Dad or "Cigo" as he's called by his friends, is so smart that other inmates use him as a reference. "Let's go to Cigo University," they say when a dispute arises. Dad says besides his general wealth of knowledge, he carries around three books for such occasions:
When Dad was first incarcerated, he was put through a series of tests to determine his physical and mental health and intelligence. This helps the prison determine where an inmate should be permanently housed. Results were as I expected: He was physically fit, deaf and had an I.Q. of 157. Genius level.
Yet when I asked him about taking classes, he said he didn't qualify. He had failed the written English exam.
See, Dad writes in American Sign Language (ASL) which, is actually not a written language. ASL itself was based on French and, therefore, has a different sentence structure than English. If you were to read Dad's letters, you might think Dad is bordering on illiterate. Not so. He's simply trying to put his native, non-written language based on a foreign syntax into printed English. Pretty difficult, as you can imagine.
Learning that Dad had failed his written English test was no surprise. It made me think of an episode of Good Times, one of my favorite sitcoms as a kid. Set in the projects of inner-city Chicago, the show follows the Evans family's struggle to survive.

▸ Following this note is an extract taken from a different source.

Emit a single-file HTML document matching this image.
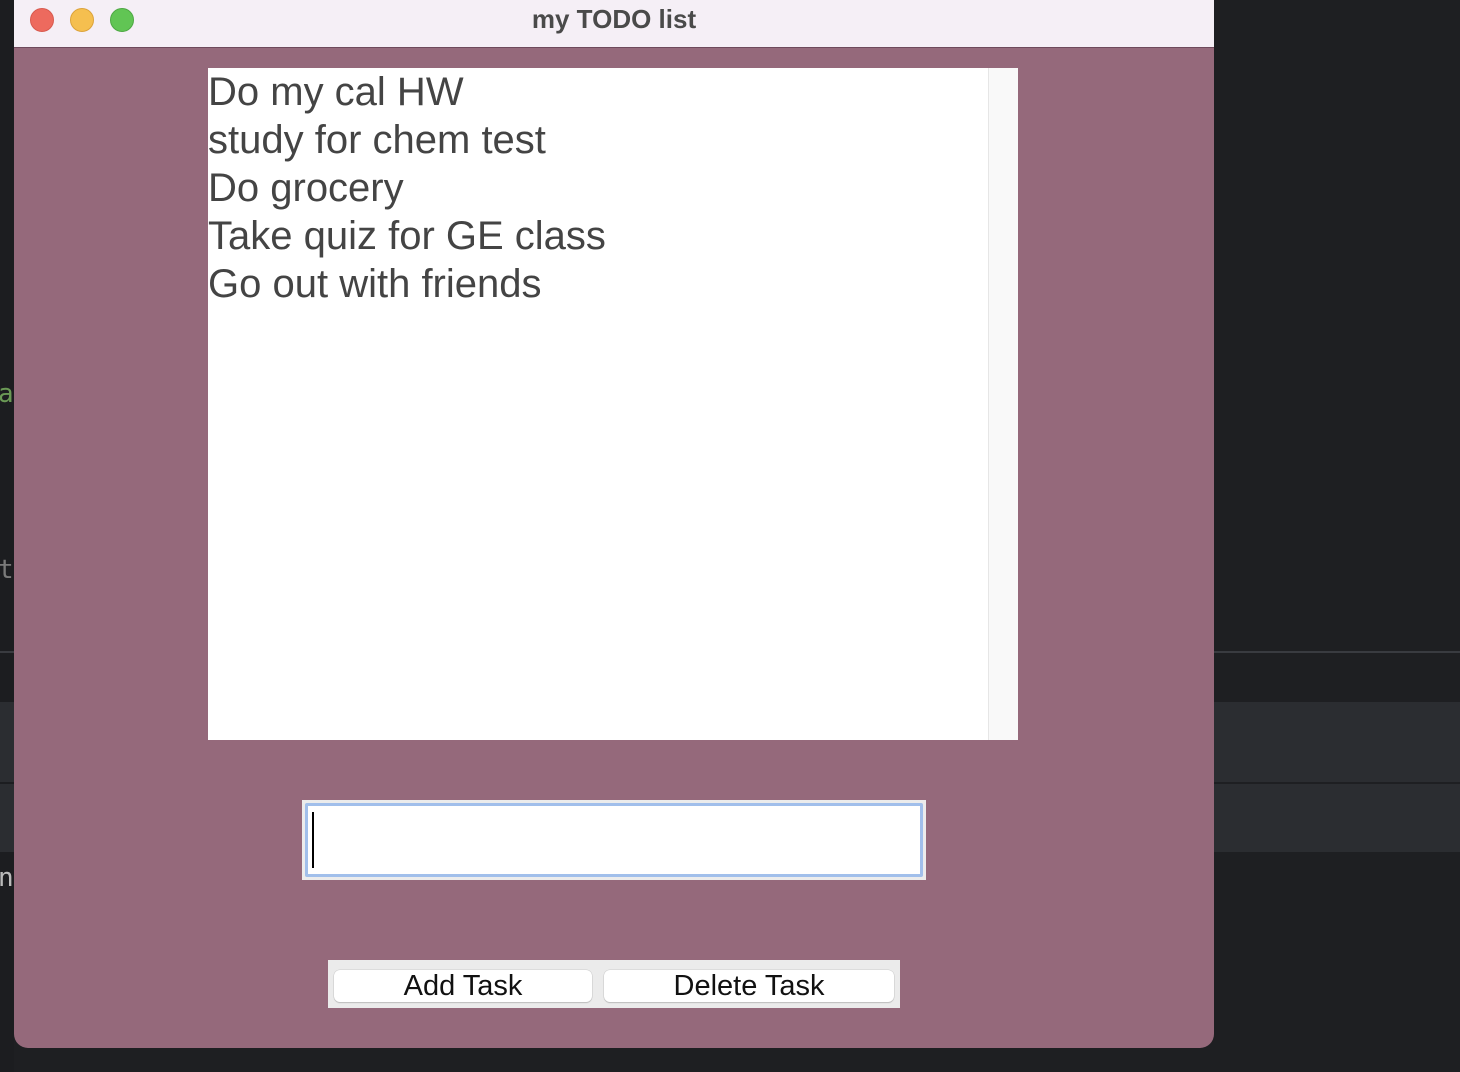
<!DOCTYPE html>
<html><head><meta charset="utf-8"><style>
*{margin:0;padding:0;box-sizing:border-box}
body{width:1460px;height:1072px;background:#1e1f22;position:relative;overflow:hidden;font-family:"Liberation Sans",sans-serif}
.abs{position:absolute}
</style></head><body>
<div class="abs" style="left:0;top:0;width:14px;height:1072px;background:#1c1d20"></div>
<div class="abs" style="left:-2px;top:379px;font:26px 'DejaVu Sans Mono',monospace;color:#6a9955">a</div>
<div class="abs" style="left:-2px;top:555px;font:26px 'DejaVu Sans Mono',monospace;color:#7a7a7a">t</div>
<div class="abs" style="left:-2px;top:863px;font:26px 'DejaVu Sans Mono',monospace;color:#bbb">n</div>
<div class="abs" style="left:0;top:651px;width:1460px;height:2px;background:#393b40"></div>
<div class="abs" style="left:0;top:702px;width:1460px;height:80px;background:#2b2d31"></div>
<div class="abs" style="left:0;top:784px;width:1460px;height:68px;background:#2b2d31"></div>
<div class="abs" style="left:14px;top:0;width:1200px;height:1048px;background:#95697b;border-radius:0 0 14px 14px;overflow:hidden">
 <div class="abs" style="left:0;top:0;width:1200px;height:48px;background:#f5eff6;border-bottom:1px solid #6e4a5c"></div>
 <div class="abs" style="left:16px;top:8px;width:24px;height:24px;border-radius:50%;background:#ed6a5e;border:1px solid #d85a4f"></div>
 <div class="abs" style="left:56px;top:8px;width:24px;height:24px;border-radius:50%;background:#f5bf4f;border:1px solid #dca33a"></div>
 <div class="abs" style="left:96px;top:8px;width:24px;height:24px;border-radius:50%;background:#61c554;border:1px solid #4ea844"></div>
 <div class="abs" style="left:0;top:4px;width:1200px;text-align:center;font-weight:bold;font-size:26px;color:#4a4a4a">my TODO list</div>
 <div class="abs" style="left:194px;top:68px;width:810px;height:672px;background:#fff">
  <div class="abs" style="left:780px;top:0;width:30px;height:672px;background:#f9f9f9;border-left:1px solid #e6e6e6"></div>
  <div class="abs" style="left:0;top:0;font-size:40px;line-height:48px;color:#444">Do my cal HW<br>study for chem test<br>Do grocery<br>Take quiz for GE class<br>Go out with friends</div>
 </div>
 <div class="abs" style="left:288px;top:800px;width:624px;height:80px;background:#ececec"></div>
 <div class="abs" style="left:291px;top:803px;width:618px;height:74px;background:#fff;border:3px solid #a1bfeb;border-radius:2px"></div>
 <div class="abs" style="left:298px;top:812px;width:2px;height:56px;background:#000"></div>
 <div class="abs" style="left:314px;top:960px;width:572px;height:48px;background:#ebebeb"></div>
 <div class="abs" style="left:320px;top:970px;width:258px;height:32px;background:#fff;border-radius:6px;box-shadow:0 1px 1px #bbb,0 0 0 .5px #ccc;text-align:center;font-size:29px;line-height:33px;color:#111">Add Task</div>
 <div class="abs" style="left:590px;top:970px;width:290px;height:32px;background:#fff;border-radius:6px;box-shadow:0 1px 1px #bbb,0 0 0 .5px #ccc;text-align:center;font-size:29px;line-height:33px;color:#111">Delete Task</div>
</div>
</body></html>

In one episode called "The IQ Test" the parents of their exceptionally bright son named Michael take issue with standardized testing.** While their argument has its flaws, the episode and its basic lessons stuck with me.

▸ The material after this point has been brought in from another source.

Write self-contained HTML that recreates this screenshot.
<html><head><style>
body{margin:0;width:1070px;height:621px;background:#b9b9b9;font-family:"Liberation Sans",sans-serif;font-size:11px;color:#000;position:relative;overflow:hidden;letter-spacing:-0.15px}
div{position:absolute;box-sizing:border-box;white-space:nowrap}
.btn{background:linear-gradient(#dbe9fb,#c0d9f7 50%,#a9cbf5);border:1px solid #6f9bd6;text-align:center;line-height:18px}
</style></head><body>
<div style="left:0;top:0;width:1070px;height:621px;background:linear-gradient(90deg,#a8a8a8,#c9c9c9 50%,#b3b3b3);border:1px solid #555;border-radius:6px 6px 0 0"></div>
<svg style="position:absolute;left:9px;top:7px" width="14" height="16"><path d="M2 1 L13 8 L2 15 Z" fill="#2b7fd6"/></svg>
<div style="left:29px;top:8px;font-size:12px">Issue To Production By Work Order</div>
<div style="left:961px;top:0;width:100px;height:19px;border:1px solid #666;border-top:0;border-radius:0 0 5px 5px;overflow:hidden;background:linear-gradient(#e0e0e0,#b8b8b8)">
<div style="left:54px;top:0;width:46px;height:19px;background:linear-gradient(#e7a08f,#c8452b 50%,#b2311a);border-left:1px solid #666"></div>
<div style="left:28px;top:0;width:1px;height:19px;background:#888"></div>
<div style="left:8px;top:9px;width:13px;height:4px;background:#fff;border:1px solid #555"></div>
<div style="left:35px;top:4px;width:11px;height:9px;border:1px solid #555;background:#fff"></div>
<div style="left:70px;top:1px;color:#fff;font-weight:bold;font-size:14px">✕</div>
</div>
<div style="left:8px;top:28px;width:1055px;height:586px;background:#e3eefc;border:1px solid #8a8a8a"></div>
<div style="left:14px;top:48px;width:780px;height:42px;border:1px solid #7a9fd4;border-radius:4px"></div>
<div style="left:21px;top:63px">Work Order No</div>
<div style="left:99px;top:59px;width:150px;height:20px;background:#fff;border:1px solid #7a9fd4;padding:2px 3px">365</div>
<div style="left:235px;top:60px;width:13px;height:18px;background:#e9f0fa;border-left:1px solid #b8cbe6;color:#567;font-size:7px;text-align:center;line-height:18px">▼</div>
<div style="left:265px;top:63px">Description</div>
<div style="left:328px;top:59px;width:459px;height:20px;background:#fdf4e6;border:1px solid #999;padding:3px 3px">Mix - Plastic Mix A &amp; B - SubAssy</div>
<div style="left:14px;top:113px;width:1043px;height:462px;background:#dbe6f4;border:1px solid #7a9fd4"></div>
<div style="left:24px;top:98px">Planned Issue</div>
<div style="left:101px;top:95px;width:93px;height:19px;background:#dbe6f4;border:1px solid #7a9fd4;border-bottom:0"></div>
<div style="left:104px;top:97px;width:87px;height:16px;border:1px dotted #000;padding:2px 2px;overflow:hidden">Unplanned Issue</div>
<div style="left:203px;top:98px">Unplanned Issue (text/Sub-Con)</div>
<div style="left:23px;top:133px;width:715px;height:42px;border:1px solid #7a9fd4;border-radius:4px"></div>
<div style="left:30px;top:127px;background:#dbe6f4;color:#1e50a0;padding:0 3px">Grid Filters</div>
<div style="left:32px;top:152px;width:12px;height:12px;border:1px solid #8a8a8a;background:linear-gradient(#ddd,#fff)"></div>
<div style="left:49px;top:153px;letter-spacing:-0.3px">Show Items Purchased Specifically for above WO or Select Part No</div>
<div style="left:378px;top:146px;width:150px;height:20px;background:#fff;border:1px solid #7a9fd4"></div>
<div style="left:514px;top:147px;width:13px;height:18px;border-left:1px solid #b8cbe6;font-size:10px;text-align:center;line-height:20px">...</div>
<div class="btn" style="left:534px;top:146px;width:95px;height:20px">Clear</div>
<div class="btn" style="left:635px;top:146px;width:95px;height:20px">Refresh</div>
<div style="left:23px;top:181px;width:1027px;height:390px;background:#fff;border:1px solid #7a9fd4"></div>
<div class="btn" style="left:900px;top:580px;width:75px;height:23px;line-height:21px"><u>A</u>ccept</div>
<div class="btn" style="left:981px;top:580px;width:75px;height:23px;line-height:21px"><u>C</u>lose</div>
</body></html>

When Dad mentioned failing the written test I thought, "Couldn't they test him another way? Take his IQ into consideration? This is just like what happened with Michael on Good Times!"
Today, years later, Dad's parole has been denied. He has two years to work on himself to improve his odds for release, so I suggested he take classes. Maybe learn how to use a computer. He reminded me that he'd failed his tests 10 years ago and is unqualified.

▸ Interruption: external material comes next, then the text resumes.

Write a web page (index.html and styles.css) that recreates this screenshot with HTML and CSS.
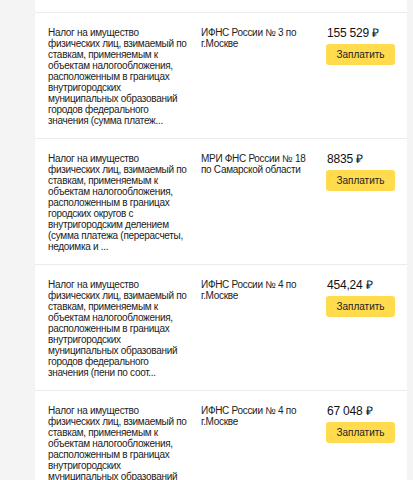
FILE: index.html
```html
<!DOCTYPE html>
<html lang="ru">
  <head>
    <meta charset="UTF-8" />
    <meta name="viewport" content="width=device-width, initial-scale=1.0" />
    <title>Налоги</title>
    <link rel="stylesheet" href="styles.css">
  </head>
  <body>
    <div class="card">
      <div class="card-top"></div>

      <div class="tax-row">
        <div class="tax-name">Налог на имущество<br>физических лиц, взимаемый по<br>ставкам, применяемым к<br>объектам налогообложения,<br>расположенным в границах<br>внутригородских<br>муниципальных образований<br>городов федерального<br>значения (сумма платеж...</div>
        <div class="tax-org">ИФНС России № 3 по<br>г.Москве</div>
        <div class="tax-pay">
          <div class="tax-sum">155 529 ₽</div>
          <button class="pay-btn">Заплатить</button>
        </div>
      </div>

      <div class="tax-row">
        <div class="tax-name">Налог на имущество<br>физических лиц, взимаемый по<br>ставкам, применяемым к<br>объектам налогообложения,<br>расположенным в границах<br>городских округов с<br>внутригородским делением<br>(сумма платежа (перерасчеты,<br>недоимка и ...</div>
        <div class="tax-org">МРИ ФНС России № 18<br>по Самарской области</div>
        <div class="tax-pay">
          <div class="tax-sum">8835 ₽</div>
          <button class="pay-btn">Заплатить</button>
        </div>
      </div>

      <div class="tax-row">
        <div class="tax-name">Налог на имущество<br>физических лиц, взимаемый по<br>ставкам, применяемым к<br>объектам налогообложения,<br>расположенным в границах<br>внутригородских<br>муниципальных образований<br>городов федерального<br>значения (пени по соот...</div>
        <div class="tax-org">ИФНС России № 4 по<br>г.Москве</div>
        <div class="tax-pay">
          <div class="tax-sum">454,24 ₽</div>
          <button class="pay-btn">Заплатить</button>
        </div>
      </div>

      <div class="tax-row">
        <div class="tax-name">Налог на имущество<br>физических лиц, взимаемый по<br>ставкам, применяемым к<br>объектам налогообложения,<br>расположенным в границах<br>внутригородских<br>муниципальных образований<br>городов федерального<br>значения (сумма платеж...</div>
        <div class="tax-org">ИФНС России № 4 по<br>г.Москве</div>
        <div class="tax-pay">
          <div class="tax-sum">67 048 ₽</div>
          <button class="pay-btn">Заплатить</button>
        </div>
      </div>
    </div>
  </body>
</html>
```

FILE: styles.css
```css
body {
  margin: 0;
  background-color: #f4f4f4;
  font-family: "Liberation Sans", Arial, sans-serif;
  color: #222;
  overflow: hidden;
}
.card {
  margin-left: 35px;
  width: 372px;
  background-color: white;
}
.card-top {
  height: 12px;
}
.tax-row {
  display: flex;
  gap: 13px;
  padding: 14px 0 12px 13px;
  border-top: 1px solid #ebebeb;
}
.tax-name {
  width: 140px;
  font-size: 10px;
  line-height: 11px;
  letter-spacing: -0.3px;
  white-space: nowrap;
}
.tax-org {
  width: 112px;
  font-size: 10px;
  line-height: 11px;
  letter-spacing: -0.3px;
  white-space: nowrap;
}
.tax-pay {
  display: flex;
  flex-direction: column;
  align-items: flex-start;
}
.tax-sum {
  font-size: 12px;
  line-height: 14px;
  margin: -1px 0 4px 1px;
  letter-spacing: -0.2px;
  color: #111;
}
.pay-btn {
  width: 69px;
  height: 21px;
  padding: 0;
  border: none;
  border-radius: 3px;
  background-color: #ffdb4d;
  font-family: inherit;
  font-size: 10px;
  color: #222;
  cursor: pointer;
}
.pay-btn:hover {
  background-color: #ffd633;
}
```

"Why not take the test again?" I asked.
Dad's mischievous grin appeared and he signed, "Nah, I'll wait till I'm free and go to Kambri University."
He did teach me how to use tools, drive a stick-shift and roll a joint. I guess I can manage teaching him how to use the Internet, copy/paste, and clear his browser history of porn.
*If they still don't know the answer, they write to me. So, what does that make me? The Library of CONgress?